George Kittle and Christian McCaffrey were nowhere near a football field, yet their competitive pulse was impossible to miss. The San Francisco 49ers stars sat among a tense crowd in Milan on Wednesday, fully absorbed in a different kind of battle. Their season had ended weeks earlier, but the edge that defines elite athletes does not fade easily. It simply finds a new outlet.
This time, it came inside an Olympic hockey arena. Watching Team USA Men's Hockey fight through a suffocating quarterfinal against Sweden men's national ice hockey team, both players experienced the familiar rhythm of postseason tension. Every shift mattered. Every mistake lingered. For athletes wired like them, it felt close to home.
George Kittle and Christian McCaffrey witness Team USA Men’s Hockey’s dramatic Olympic quarterfinal win
The Americans struck first, and it carried the kind of weight playoff games demand. Dylan Larkin broke through in the second period, giving the United States a fragile 1-0 lead. From there, the game tightened. Chances were rare. Space disappeared. At both ends, goaltenders refused to blink.
Connor Hellebuyck stood tall, turning away wave after wave with calm precision.
Across the ice, Jacob Markstrom answered with brilliance of his own, frustrating American shooters and keeping Sweden alive. The tension built quietly, then all at once.
With just 1:31 left, Mika Zibanejad found the equalizer. Suddenly, the building shifted. Overtime was inevitable. The stakes rose instantly. Three skaters aside. One mistake decides everything.
It ended quickly. At 3:27 of overtime, Quinn Hughes fired a wrist shot that rang off the post and in. The release was clean. The reaction was not. The American bench erupted. So did the crowd. Somewhere in the stands, George Kittle and Christian McCaffrey likely felt that familiar rush, the kind that only sudden victory brings.
It was more than entertainment. It was a reminder.
All this hype is not suprising. During a December episode, Kittle spoke with longtime friend and Nashville Predators forward Filip Forsberg, who represents Sweden internationally.

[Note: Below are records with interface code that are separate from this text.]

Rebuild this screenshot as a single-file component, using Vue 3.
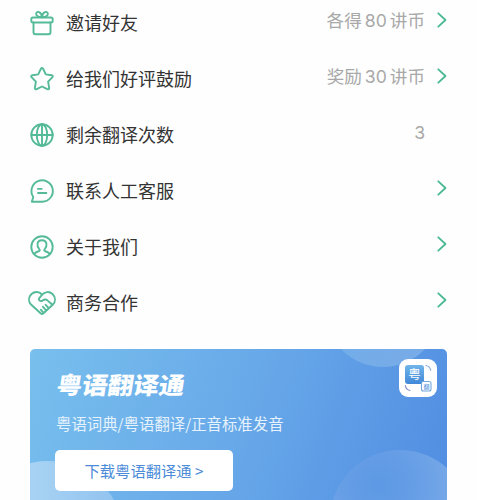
<script setup>
const rows = [
  { icon: 'gift', label: '邀请好友', value: ['各得', '80', '讲币'], arrow: true },
  { icon: 'star', label: '给我们好评鼓励', value: ['奖励', '30', '讲币'], arrow: true },
  { icon: 'globe', label: '剩余翻译次数', value: ['3'], arrow: false },
  { icon: 'chat', label: '联系人工客服', value: [], arrow: true },
  { icon: 'person', label: '关于我们', value: [], arrow: true },
  { icon: 'heart', label: '商务合作', value: [], arrow: true },
]
</script>

<template>
  <main class="page">
    <ul class="menu">
      <li v-for="row in rows" :key="row.icon" class="row">
        <svg class="icon" viewBox="0 0 28 28">
          <g v-if="row.icon === 'gift'">
            <rect x="3.3" y="8.5" width="21.4" height="5" rx="1.8" />
            <path d="M5.5 13.500v9.700q0 2 2 2h13q2 0 2-2v-9.700M14 8.300C9.700 8 7.700 6.400 8.200 4.300 9 1.800 13.300 2.200 14 8.300M14 8.300c4.300-.3 6.300-1.900 5.800-4C19 1.800 14.700 2.200 14 8.300" />
          </g>
          <path v-else-if="row.icon === 'star'" d="M12.800 4q1.200-2 2.400 0l2.600 5.400 5.700.8q2.200.5.8 2.200l-4.200 4.300 1 6q.1 2.200-1.800 1.500L14 21.500l-5.300 2.700q-1.900.7-1.800-1.500l1-6-4.200-4.300q-1.400-1.700.8-2.200l5.700-.8z" />
          <g v-else-if="row.icon === 'globe'">
            <circle cx="14" cy="14" r="10.7" />
            <ellipse cx="14" cy="14" rx="5.2" ry="10.7" />
            <path d="M3.3 14h21.4M14 3.3v21.4" />
          </g>
          <g v-else-if="row.icon === 'chat'">
            <path d="M3.8 24.700h10.400A10.700 10.700 0 1 0 5.300 20L3.800 24.700" />
            <path d="M10 11.900h3.600M10 16h8.400" />
          </g>
          <g v-else-if="row.icon === 'person'">
            <circle cx="14" cy="14" r="10.7" />
            <path d="M6.200 21.100c1-1.700 2.600-2.400 5-3.100.9-.5.7-1.400-.1-2.200-1.200-1.300-1.800-2.800-1.600-4.600.2-2.500 2-4 4.500-4s4.300 1.500 4.500 4c.2 1.800-.4 3.300-1.600 4.600-.8.8-1 1.700-.1 2.200 2.400.7 4 1.400 5 3.100" />
          </g>
          <path v-else d="M14 5.500C11 2.300 6.500 2.300 3.500 5 .2 8.200.2 12.600 3.300 15.800l9.500 8.700q1.200 1 2.400 0l9.500-8.700C27.800 12.600 27.800 8.200 24.500 5c-3-2.800-7.500-2.500-10.300.6l-2.700 3.200c-1.600 2.200.8 4.200 3 2.800 1.600-1.200 3.200-1.600 4.600-.5l5 4.400M13 20.800l1.900 2.300M15 17.800l2.600 3M17.700 15.800l2.500 2.800" />
        </svg>
        <span class="label">{{ row.label }}</span>
        <span class="value"><span v-for="part in row.value" :key="part">{{ part }}</span></span>
        <svg class="chevron" viewBox="0 0 10 16">
          <path v-if="row.arrow" d="M1.300 1.300 8.500 8l-7.200 6.700" />
        </svg>
      </li>
    </ul>

    <section class="banner">
      <i class="bubble top"></i>
      <i class="bubble left"></i>
      <i class="bubble right"></i>
      <div class="copy">
        <h2 class="title">粤语翻译通</h2>
        <p class="sub">粤语词典/粤语翻译/正音标准发音</p>
        <button class="download">下载粤语翻译通 &gt;</button>
      </div>
      <div class="logo">
        <span class="tile">粤</span>
        <svg class="marks" viewBox="0 0 38 38">
          <path d="M27 6.500q4 .8 4.700 4.800" stroke="#86afe2" />
          <path d="M6.300 26.500q.7 4.300 4.700 5" stroke="#7689d2" />
          <rect x="22.500" y="22.500" width="9.500" height="9.500" rx="2" fill="#fff" stroke="#72a9df" />
        </svg>
        <span class="mini">翻</span>
      </div>
    </section>
  </main>
</template>

<style>
body {
  background: #fefefe;
}
</style>

<style scoped>
.page {
  box-sizing: border-box;
  width: 477px;
  height: 500px;
  padding: 0 30px;
  overflow: hidden;
  font-family: "Noto Sans CJK SC", sans-serif;
}
.menu {
  list-style: none;
  margin: -5px 0 0;
  padding: 0;
}
.row {
  display: flex;
  align-items: center;
  height: 56px;
}
.icon {
  width: 28px;
  height: 28px;
  margin-left: -2px;
  fill: none;
  stroke: #54ba98;
  stroke-width: 1.9;
  stroke-linecap: round;
  stroke-linejoin: round;
}
.label {
  margin: 0 0 2px 10px;
  font-size: 18px;
  line-height: 26px;
  color: #333;
}
.value {
  display: flex;
  gap: 3px;
  margin: 0 12px 5px auto;
  font-family: "Inter", "Noto Sans CJK SC", sans-serif;
  font-size: 17.6px;
  font-weight: 400;
  line-height: 26px;
  color: #a8a8a8;
}
.chevron {
  width: 10px;
  height: 16px;
  margin-bottom: 6px;
  fill: none;
  stroke: #4bb894;
  stroke-width: 1.8;
  stroke-linecap: round;
  stroke-linejoin: round;
}
.banner {
  position: relative;
  display: flex;
  justify-content: space-between;
  box-sizing: border-box;
  height: 190px;
  margin-top: 18px;
  padding: 10px 10px 0 26px;
  border-radius: 5px;
  overflow: hidden;
  background: linear-gradient(110deg, #78bfed 0%, #68a9e9 48%, #5592e3 88%, #508ce1 100%);
}
.bubble {
  position: absolute;
  border-radius: 50%;
}
.bubble.top {
  left: 295px;
  top: -98px;
  width: 116px;
  height: 116px;
  background: linear-gradient(90deg, #72aee9, #79aae8);
}
.bubble.left {
  left: -57px;
  top: 112px;
  width: 150px;
  height: 150px;
  background: linear-gradient(90deg, #a7d2f3 40%, #90c2ef);
}
.bubble.right {
  left: 300px;
  top: 101px;
  width: 140px;
  height: 140px;
  background: radial-gradient(circle at 35% 25%, #5c98e4 0, #689fe6 30%, #7aabe8 60%);
}
.copy {
  position: relative;
}
.title {
  width: 128px;
  margin: 10px 0 0 1px;
  font-size: 25.6px;
  font-weight: 900;
  line-height: 30px;
  white-space: nowrap;
  color: #fff;
  transform: skewX(-9deg) scaleY(0.92);
}
.sub {
  margin: 12px 0 0 0;
  font-size: 15.4px;
  line-height: 24px;
  white-space: nowrap;
  color: #e6f2fc;
}
.download {
  display: block;
  width: 178px;
  height: 41px;
  margin: 15px 0 0 -1px;
  padding: 0 0 1px;
  border: 0;
  border-radius: 5px;
  background: #fff;
  font-family: inherit;
  font-size: 15.3px;
  color: #4c8bd8;
}
.logo {
  position: relative;
  width: 38px;
  height: 38px;
  border-radius: 9px;
  background: #fff;
}
.tile {
  position: absolute;
  left: 6px;
  top: 6px;
  width: 19px;
  height: 19px;
  border-radius: 3px;
  background: linear-gradient(#70b5ea, #4288d8);
  font-size: 12.5px;
  line-height: 18px;
  text-align: center;
  color: #fff;
}
.marks {
  position: absolute;
  inset: 0;
  fill: none;
  stroke-width: 1.1;
  stroke-linecap: round;
}
.mini {
  position: absolute;
  left: 24px;
  top: 24px;
  width: 7px;
  font-size: 6px;
  line-height: 7px;
  text-align: center;
  color: #4f8fdb;
}
</style>
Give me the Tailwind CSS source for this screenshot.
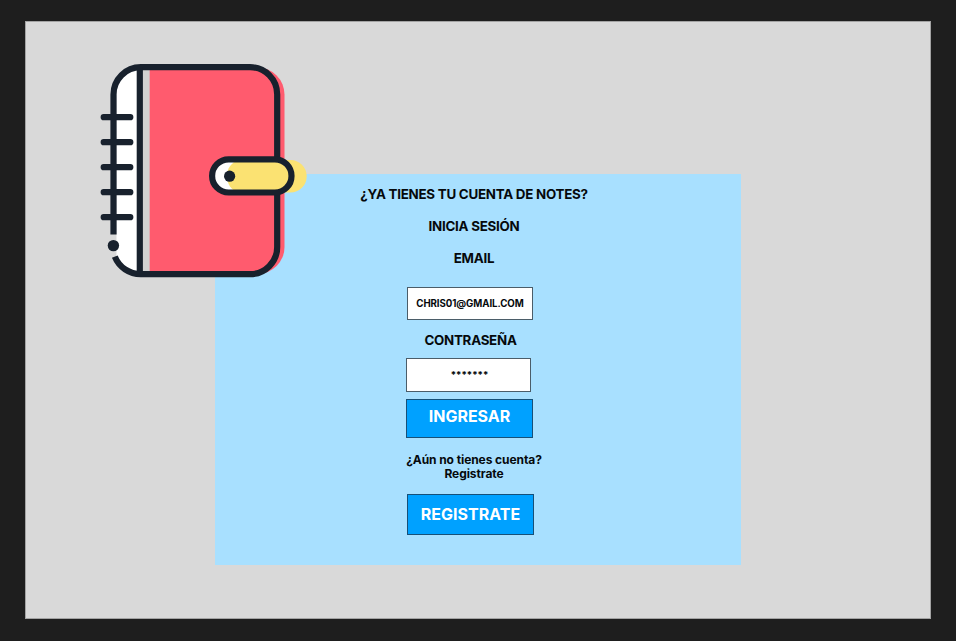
<!DOCTYPE html>
<html lang="es">
<head>
<meta charset="utf-8">
<title>Notes</title>
<script src="https://cdn.jsdelivr.net/npm/@tailwindcss/browser@4"></script>
</head>
<body class="h-[641px] w-[956px] overflow-hidden bg-[#1e1e1e] pt-[21px] pl-[25px] font-['Inter',sans-serif] font-bold text-[#05090c]">
<main class="relative h-[598px] w-[906px] border border-[#a3a3a3] bg-[#d9d9d9] pt-[152px] pl-[189px]">
  <form class="flex h-[391px] w-[526px] flex-col bg-[#a8e0ff] pt-1">
    <div class="w-[518px] text-center text-[13.33px] leading-8 tracking-[-0.24px]">
      <h1>¿YA TIENES TU CUENTA DE NOTES?</h1>
      <h2>INICIA SESIÓN</h2>
      <p>EMAIL</p>
    </div>
    <div class="mt-[13px] ml-[192px] flex h-[33px] w-[126px] items-center justify-center border border-[#4b5d69] bg-white pt-0.5 text-[9.7px] tracking-[-0.07px]">CHRIS01@GMAIL.COM</div>
    <p class="w-[511px] pt-px text-center text-[13.33px] leading-[38px] tracking-[-0.24px]">CONTRASEÑA</p>
    <div class="-mt-px ml-[191px] flex h-[34px] w-[125px] items-center justify-center border border-[#4b5d69] bg-white pl-0.5 text-[9.6px]">*******</div>
    <button type="button" class="mt-[7px] ml-[191px] h-[39px] w-[127px] border border-[#175078] bg-[#00a1ff] pb-[5px] text-[16px] leading-none text-white">INGRESAR</button>
    <p class="mt-[15px] w-[518px] text-center text-[12px] leading-[14px] tracking-[-0.08px]">¿Aún no tienes cuenta?<br>Registrate</p>
    <button type="button" class="mt-[13px] ml-[192px] h-[41px] w-[127px] border border-[#175078] bg-[#00a1ff] pb-px text-[16px] leading-none text-white">REGISTRATE</button>
  </form>
  <svg class="absolute top-[33px] left-[64px]" width="230" height="235" viewBox="90 55 230 235" fill="none">
    <path d="M139 67h-2C124 69 116.5 79 116.5 94V256C121 266 128 272 139 274z" fill="#fff"/>
    <path d="M143 69h7v203h-7z" fill="#d2d2d2"/>
    <path d="M149.7 67.5H257.500A27 27 0 0 1 284.500 94.500V247A27 27 0 0 1 257.500 274H149.700z" fill="#ff5b6e"/>
    <g stroke="#18212d" stroke-width="6.2">
      <path d="M113.500 234.500V94.500A27.300 27.300 0 0 1 140.800 67.200H250A27.200 27.200 0 0 1 277.200 94.400V247A27.200 27.200 0 0 1 250 274.200H140.800A28 28 0 0 1 114.800 256.700"/>
      <path d="M139.800 67V274"/>
      <path stroke-linecap="round" d="M103.700 117.200H130.300M103.700 142.200H130.300M103.700 167.200H130.300M103.700 192.200H130.300M103.700 217.200H130.300"/>
    </g>
    <circle cx="113.400" cy="245.600" r="5.700" fill="#18212d"/>
    <rect x="212" y="159.300" width="79.500" height="33.300" rx="16.650" fill="#fff"/>
    <path d="M240 160H290.400A16.300 16.300 0 0 1 290.400 192.600H240C231 191 227 184 227 176.300S231 162 240 160z" fill="#fbe272"/>
    <rect x="212.100" y="159.300" width="79.400" height="33.200" rx="16.600" stroke="#18212d" stroke-width="6.200"/>
    <circle cx="229.600" cy="176.200" r="5.600" fill="#18212d"/>
  </svg>
</main>
</body>
</html>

"Olympic hockey is going to be electric," Kittle said during the episode. "For USA-Canada, the puck drops and there's three fights in the first 10 seconds... now we want more!"
Team USA now turns toward a semifinal meeting with Slovakia men's national ice hockey team, carrying momentum and belief. For Kittle and McCaffrey, the night offered perspective. They understood the grind they were watching. They knew the work behind it.
Soon enough, their own climb begins again.